Wellstone has also introduced a bill that would implement the NRC's 1999 recommendations. As the Monitor went to press, Rep. Scott planned to introduce a companion to that bill in the House of Representatives.

"These bills uphold the science of testing and the appropriate use of large-scale educational tests, while safeguarding against adverse consequences for students," says Ellen Garrison, PhD, APA's director of Public Interest Policy. "The congressmen's concern about fairness in testing particularly applies to minority, low-income, disabled and limited-English proficient students who may not have had an equal opportunity to learn or to be evaluated properly, if at all."

Crafting scientifically sound testing programs

As states increasingly rely on large-scale educational assessments, it's crucial that the best scientific information should be brought to bear in developing and implementing assessment and accountability programs, said Baker. She said states should ensure that:

  • Tests be used only for the purpose for which they were scientifically validated.

  • High-stakes decisions not be made using the results of only one test.

  • Tests are aligned with states' curriculum standards, so that teachers can prepare students to succeed.

  • Tests measure only the academic domain of interest, without unwittingly emphasizing extraneous factors.

  • Tests are sensitive to school quality differences.

Baker urged states to consult the guidelines set forth in "Standards for Educational and Psychological Testing," published jointly by APA, the American Educational Research Association and the National Council on Measurement in Education. In addition, states should consult new standards for educational accountability systems developed by CRESST, in partnership with other organizations. Finally, Baker recommended, states should evaluate the effects of ongoing testing efforts.

Addressing testing concerns

Other panelists at the briefing addressed concerns that critics have raised about high-stakes educational assessments.

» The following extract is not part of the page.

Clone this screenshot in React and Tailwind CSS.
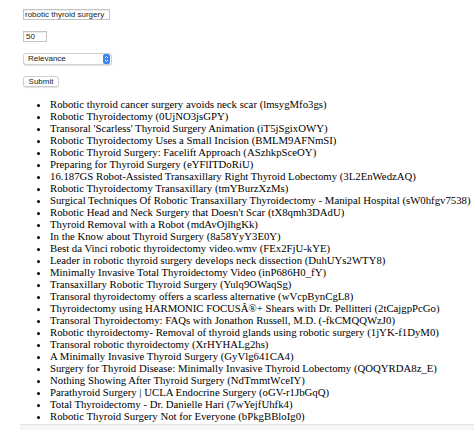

First, Dianne M. Piché, executive director of the Citizens' Commission on Civil Rights, noted that most states are not yet compliant with a 1994 federal law mandating that they develop comprehensive educational standards and accountability measures. She argued that President Bush's education plan, which is even more ambitious, may be unrealistic.

Critics have also expressed concern that high-stakes tests, if designed or implemented inappropriately, may draw an inaccurate picture of student achievement and unfairly jeopardize students or schools that are making genuine efforts to improve. Others worry that overreliance on testing might paradoxically compromise educational quality by leading teachers to "teach to the test," focusing their classes on narrow test-taking strategies rather on than on broader, conceptual material.

Many of these concerns are addressed by the NRC's 1999 report on high-stakes testing, noted psychologist Pat DeVito, PhD, director of NRC's Board on Testing and Assessment, who described the report's main recommendations at the briefing.

Other speakers at the briefing discussed worries that high-stakes testing systems might treat students inequitably. They applauded congressional efforts to institute safeguards for minority students, students with limited proficiency in English and disabled students.

And even the most scientifically sound and equitable tests cannot alone solve educational problems, noted Scott: "Once you find that a school is dysfunctional or a student isn't learning, then what do you do?"